Basically, we don't pass any file content in argument any more (no more
InputStream field in the IndexJob class) ; we rather user the
corresponding Uri, from which the content is retrieved when indexing.
This way, there's always only one file to index in memory.
As we had made some other changes to the same classes to customize Slide
to our needs, I had to do some merges (gasp). I know it compiles
successfully, but I have hardly any time to test it.

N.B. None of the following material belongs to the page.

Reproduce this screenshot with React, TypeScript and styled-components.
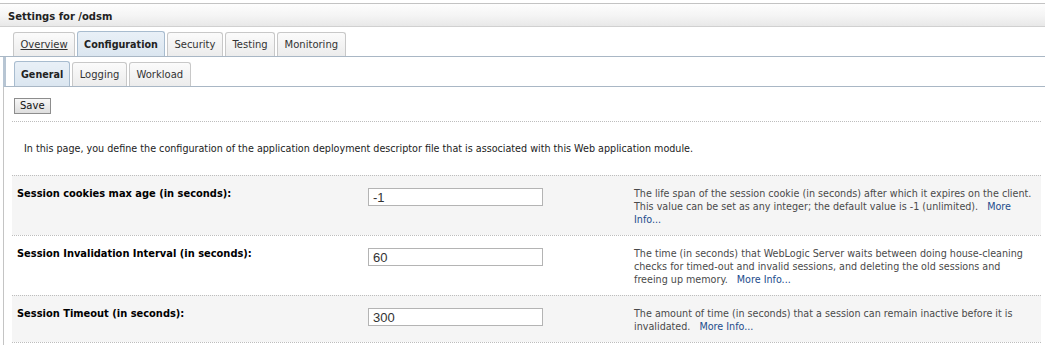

Anyway, I hope it'll come in handy to someone.
Cheers,
--
Jimmy Monin
EADS DSS SAS
--- stores/org/apache/slide/index/lucene/Index.java.orig 2006-02-14
12:00:06.000000000 +0100
+++ stores/org/apache/slide/index/lucene/Index.java 2007-01-03
16:06:16.260018988 +0100
@@ -50,12 +50,14 @@
import org.apache.slide.common.PropertyName;
import org.apache.slide.common.Uri;
import org.apache.slide.content.NodeProperty;
+import org.apache.slide.content.NodeRevisionContent;
import org.apache.slide.content.NodeRevisionDescriptor;
import org.apache.slide.content.NodeRevisionNumber;
import org.apache.slide.extractor.ContentExtractor;
import org.apache.slide.extractor.ExtractorException;
import org.apache.slide.extractor.ExtractorManager;
import org.apache.slide.search.IndexException;
+import org.apache.slide.store.Store;
import org.apache.slide.util.logger.Logger;
/**
@@ -238,20 +240,19 @@
* @param descriptor
* properties to be indexed
*/
- private Document createLuceneDocument(String uri,
- NodeRevisionDescriptor descriptor) {
-
- Document doc = new Document();
-
- doc.add(unstoredString(Index.KEY_FIELD_NAME,
configuration.generateKey(
- uri, descriptor.getRevisionNumber())));
- doc.add(storedString(Index.URI_FIELD_NAME, uri));
+ private Document createLuceneDocument(Uri uri, NodeRevisionDescriptor
descriptor) {
+
+ Document doc = new Document();
+
+ doc.add(unstoredString(Index.KEY_FIELD_NAME,
+ configuration.generateKey(uri.toString(),
descriptor.getRevisionNumber())));
+ doc.add(storedString(Index.URI_FIELD_NAME, uri.toString()));
doc.add(storedString(Index.REVISION_FIELD_NAME, descriptor
.getRevisionNumber().toString()));
// scopes
- StringTokenizer tokenizer = new StringTokenizer(uri, "/");
- StringBuffer buffer = new StringBuffer(uri.length());
+ StringTokenizer tokenizer = new StringTokenizer(uri.toString(),
"/");
+ StringBuffer buffer = new StringBuffer(uri.toString().length());
doc.add(unstoredString(Index.SCOPE_FIELD_NAME, "/"));
int depth = 0;
for (; tokenizer.hasMoreTokens();) {
@@ -327,20 +328,20 @@
/**
* Creates a lucene document for content indexing.
*/
- private Document createLuceneDocument(String uri,
- NodeRevisionDescriptor descriptor, InputStream content)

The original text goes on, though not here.